House Democrats are slamming the Environmental Protection Agency for what they describe as the agency dragging its feet on a Congressional investigation related to Hurricane Harvey.

The probe centers on a NASA plane that could have surveyed pollution over Houston after the storm hit the region in 2017, but ultimately didn’t.

The House Committee on Science, Space and Technology, led by Rep. Eddie Bernice Johnson of Dallas, has been looking into why the plane wasn’t used after NASA had offered it up as a tool for monitoring the storm’s environmental impact.

The Los Angeles Times, citing internal NASA documents released to the paper and to the committee, has reported that the state and federal agencies involved in the response to Harvey didn’t want the plane to conduct the pollution survey because the results could have made the agencies look bad.

From the Times story:

…documents submitted to Congress show that TCEQ and EPA coordinated their response to turn down the offer and that, according to notes about the event by TCEQ senior air quality scientist Mark Estes, NASA’s flight offer “was scrapped for reasons unrelated to science.”

NASA emails obtained by the Los Angeles Times and Congress show that a space agency official, Barry Lefer, was told by TCEQ Director Michael Honeycutt that state and federal environmental agencies were worried that “NASA will run with this dataset to the press and in the process, make EPA and TCEQ look bad.”

In a letter Wednesday to EPA Administrator Andrew Wheeler, the science committee’s Democratic chairs accused the agency of missing deadlines for document requests and withholding some documents altogether.
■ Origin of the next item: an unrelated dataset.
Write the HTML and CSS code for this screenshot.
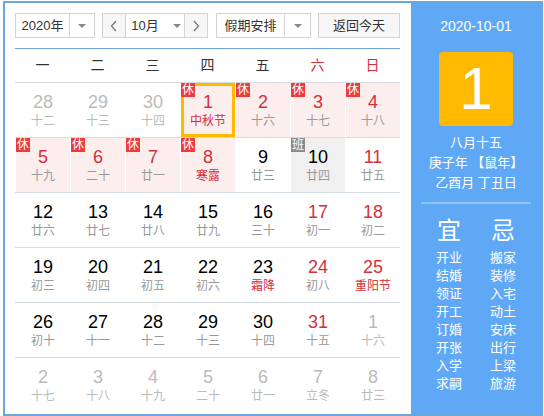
FILE: index.html
```html
<!DOCTYPE html>
<html lang="zh-CN">
<head>
    <meta charset="UTF-8">
    <title>万年历</title>
    <link rel="stylesheet" href="styles.css">
</head>
<body>

<div class="calendar">
    <div class="main">
        <div class="toolbar">
            <div class="select year">
                <span class="label">2020年</span>
                <span class="arrow"><b></b></span>
            </div>
            <div class="select month">
                <span class="step"><svg width="8" height="12" viewBox="0 0 8 12"><polyline points="6,1 1.5,6 6,11" fill="none" stroke="#777" stroke-width="1.3"/></svg></span>
                <span class="label">10月<b></b></span>
                <span class="step"><svg width="8" height="12" viewBox="0 0 8 12"><polyline points="2,1 6.5,6 2,11" fill="none" stroke="#777" stroke-width="1.3"/></svg></span>
            </div>
            <div class="select holiday">
                <span class="label">假期安排</span>
                <span class="arrow"><b></b></span>
            </div>
            <div class="today-btn">返回今天</div>
        </div>

        <div class="rule"></div>

        <div class="weekdays">
            <span>一</span><span>二</span><span>三</span><span>四</span><span>五</span>
            <span class="we">六</span><span class="we">日</span>
        </div>

        <div class="week">
            <div class="day other"><span class="num">28</span><span class="lunar">十二</span></div>
            <div class="day other"><span class="num">29</span><span class="lunar">十三</span></div>
            <div class="day other"><span class="num">30</span><span class="lunar">十四</span></div>
            <div class="day rest today"><i class="tag">休</i><span class="num">1</span><span class="lunar fest">中秋节</span></div>
            <div class="day rest"><i class="tag">休</i><span class="num">2</span><span class="lunar">十六</span></div>
            <div class="day rest"><i class="tag">休</i><span class="num">3</span><span class="lunar">十七</span></div>
            <div class="day rest"><i class="tag">休</i><span class="num">4</span><span class="lunar">十八</span></div>
        </div>
        <div class="week">
            <div class="day rest"><i class="tag">休</i><span class="num">5</span><span class="lunar">十九</span></div>
            <div class="day rest"><i class="tag">休</i><span class="num">6</span><span class="lunar">二十</span></div>
            <div class="day rest"><i class="tag">休</i><span class="num">7</span><span class="lunar">廿一</span></div>
            <div class="day rest"><i class="tag">休</i><span class="num">8</span><span class="lunar fest">寒露</span></div>
            <div class="day"><span class="num">9</span><span class="lunar">廿三</span></div>
            <div class="day work"><i class="tag">班</i><span class="num">10</span><span class="lunar">廿四</span></div>
            <div class="day we"><span class="num">11</span><span class="lunar">廿五</span></div>
        </div>
        <div class="week">
            <div class="day"><span class="num">12</span><span class="lunar">廿六</span></div>
            <div class="day"><span class="num">13</span><span class="lunar">廿七</span></div>
            <div class="day"><span class="num">14</span><span class="lunar">廿八</span></div>
            <div class="day"><span class="num">15</span><span class="lunar">廿九</span></div>
            <div class="day"><span class="num">16</span><span class="lunar">三十</span></div>
            <div class="day we"><span class="num">17</span><span class="lunar">初一</span></div>
            <div class="day we"><span class="num">18</span><span class="lunar">初二</span></div>
        </div>
        <div class="week">
            <div class="day"><span class="num">19</span><span class="lunar">初三</span></div>
            <div class="day"><span class="num">20</span><span class="lunar">初四</span></div>
            <div class="day"><span class="num">21</span><span class="lunar">初五</span></div>
            <div class="day"><span class="num">22</span><span class="lunar">初六</span></div>
            <div class="day"><span class="num">23</span><span class="lunar fest">霜降</span></div>
            <div class="day we"><span class="num">24</span><span class="lunar">初八</span></div>
            <div class="day we"><span class="num">25</span><span class="lunar fest">重阳节</span></div>
        </div>
        <div class="week">
            <div class="day"><span class="num">26</span><span class="lunar">初十</span></div>
            <div class="day"><span class="num">27</span><span class="lunar">十一</span></div>
            <div class="day"><span class="num">28</span><span class="lunar">十二</span></div>
            <div class="day"><span class="num">29</span><span class="lunar">十三</span></div>
            <div class="day"><span class="num">30</span><span class="lunar">十四</span></div>
            <div class="day we"><span class="num">31</span><span class="lunar">十五</span></div>
            <div class="day other"><span class="num">1</span><span class="lunar">十六</span></div>
        </div>
        <div class="week">
            <div class="day other"><span class="num">2</span><span class="lunar">十七</span></div>
            <div class="day other"><span class="num">3</span><span class="lunar">十八</span></div>
            <div class="day other"><span class="num">4</span><span class="lunar">十九</span></div>
            <div class="day other"><span class="num">5</span><span class="lunar">二十</span></div>
            <div class="day other"><span class="num">6</span><span class="lunar">廿一</span></div>
            <div class="day other"><span class="num">7</span><span class="lunar">立冬</span></div>
            <div class="day other"><span class="num">8</span><span class="lunar">廿三</span></div>
        </div>
    </div>

    <div class="side">
        <div class="side-date">2020-10-01</div>
        <div class="side-day">1</div>
        <div class="side-info">
            <p>八月十五</p>
            <p>庚子年 【鼠年】</p>
            <p>乙酉月 丁丑日</p>
        </div>
        <div class="side-line"></div>
        <div class="almanac">
            <ul>
                <li class="head">宜</li>
                <li>开业</li><li>结婚</li><li>领证</li><li>开工</li>
                <li>订婚</li><li>开张</li><li>入学</li><li>求嗣</li>
            </ul>
            <ul>
                <li class="head">忌</li>
                <li>搬家</li><li>装修</li><li>入宅</li><li>动土</li>
                <li>安床</li><li>出行</li><li>上梁</li><li>旅游</li>
            </ul>
        </div>
    </div>
</div>

</body>
</html>
```

FILE: styles.css
```css
body {
    margin: 0;
    font-family: "Liberation Sans", "Noto Sans CJK SC", sans-serif;
    background-color: #fff;
}

.calendar {
    display: flex;
    width: 536px;
    height: 411px;
    margin: 1px 0 0 3px;
    border: 2px solid #6ca6dc;
}

/* left: month grid */
.main {
    width: 385px;
    padding: 10px 11px 0 10px;
}

.toolbar {
    display: flex;
    height: 25px;
    font-size: 13px;
    color: #333;
}

.select {
    display: flex;
    box-sizing: border-box;
    height: 25px;
    border: 1px solid #d3d3d3;
    background-color: #fff;
}

.select .label {
    flex: 1;
    text-align: center;
    line-height: 23px;
}

.select .arrow {
    width: 24px;
    border-left: 1px solid #d3d3d3;
    display: flex;
    justify-content: center;
    align-items: center;
}

.select b {
    display: inline-block;
    width: 0;
    height: 0;
    border-top: 4px solid #888;
    border-left: 4px solid transparent;
    border-right: 4px solid transparent;
}

.year {
    width: 80px;
}

.month {
    width: 106px;
    margin-left: 7px;
}

.month .step {
    width: 22px;
    background-color: #f6f6f6;
    display: flex;
    justify-content: center;
    align-items: center;
}

.month .step:first-child {
    border-right: 1px solid #d3d3d3;
}

.month .step:last-child {
    border-left: 1px solid #d3d3d3;
}

.month .label {
    display: flex;
    align-items: center;
    justify-content: center;
    gap: 14px;
    padding-left: 2px;
}

.holiday {
    width: 95px;
    margin-left: 8px;
}

.holiday .arrow {
    width: 25px;
}

.today-btn {
    box-sizing: border-box;
    width: 82px;
    height: 25px;
    margin-left: 7px;
    border: 1px solid #d3d3d3;
    background-color: #f6f6f6;
    text-align: center;
    line-height: 23px;
}

.rule {
    height: 1px;
    margin-top: 10px;
    background-color: #6ca6dc;
}

.weekdays {
    display: grid;
    grid-template-columns: repeat(7, 55px);
    height: 33px;
    line-height: 33px;
    text-align: center;
    font-size: 14px;
    color: #333;
    border-bottom: 1px solid #d5dbe2;
}

.weekdays .we {
    color: #d3303b;
}

.week {
    display: grid;
    grid-template-columns: repeat(7, 55px);
    height: 54px;
    border-bottom: 1px solid #d5dbe2;
}

.week:last-child {
    border-bottom: none;
}

.day {
    position: relative;
    box-sizing: border-box;
    margin-left: 1px;
    padding-top: 9px;
    display: flex;
    flex-direction: column;
    align-items: center;
}

.day .num {
    font-size: 18px;
    line-height: 20px;
    color: #000;
}

.day .lunar {
    font-size: 12px;
    line-height: 18px;
    color: #999;
}

.day .lunar.fest {
    color: #d3303b;
}

.day.we .num,
.day.rest .num {
    color: #d3303b;
}

.day.other .num,
.day.other .lunar {
    color: #bbb;
}

.day.rest {
    background-color: #fdeeee;
}

.day.work {
    background-color: #f0f0f0;
}

.day.today {
    border: 3px solid #ffba00;
    padding-top: 6px;
}

.tag {
    position: absolute;
    left: 0;
    top: 0;
    width: 14px;
    height: 14px;
    font-size: 12px;
    line-height: 14px;
    font-style: normal;
    text-align: center;
    color: #fff;
    background-color: #ec3c3c;
}

.day.today .tag {
    left: -3px;
    top: -3px;
}

.day.work .tag {
    background-color: #8c8c8c;
}

/* right: selected day */
.side {
    width: 130px;
    background-color: #5fa8f6;
    color: #fff;
    display: flex;
    flex-direction: column;
    align-items: center;
}

.side-date {
    margin-top: 13px;
    font-size: 14px;
    line-height: 20px;
}

.side-day {
    width: 74px;
    height: 74px;
    margin-top: 16px;
    border-radius: 4px;
    background-color: #ffb900;
    font-size: 60px;
    line-height: 74px;
    text-align: center;
}

.side-info {
    margin-top: 7px;
    text-align: center;
    font-size: 13px;
}

.side-info p {
    margin: 0;
    line-height: 20px;
}

.side-line {
    width: 110px;
    height: 2px;
    margin-top: 9px;
    background-color: #8fc2f9;
}

.almanac {
    display: flex;
    margin-top: 12px;
}

.almanac ul {
    list-style: none;
    margin: 0;
    padding: 0;
    width: 54px;
    text-align: center;
}

.almanac li {
    font-size: 13px;
    line-height: 18px;
}

.almanac li.head {
    font-size: 24px;
    line-height: 30px;
    margin-bottom: 3px;
}
```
“It appears that EPA acted willfully to frustrate the Committee’s constitutionally-mandated oversight responsibilities on this issue,” they wrote.

The TCEQ and EPA have previously pushed back on reports about the NASA plane, insisting the offer to use it wasn’t “turned down,” but rather that the agencies involved decided the survey wouldn’t have added much to other pollution monitoring efforts.

Asked whether the TCEQ’s previous comments on the matter still stand, an agency spokesperson answered “yes.”

In the letter to Wheeler, the committee chairs noted that they have obtained the documents in question from other agencies involved in the dispute. But they suggested their frustration is a matter of principle.

“EPA’s refusal to respond to Congress on this issue suggests EPA may also fail to learn from its mistakes after Harvey and take more appropriate steps in the future,” the letter read.

In response, the EPA insisted it is playing ball.

“EPA has been and continues to be responsive to the committee’s request for information on this issue,” agency spokesperson Michael Abboud said in a statement. “The Agency has provided documents to the Committee on a rolling basis and we anticipate providing additional responsive documents on this matter.”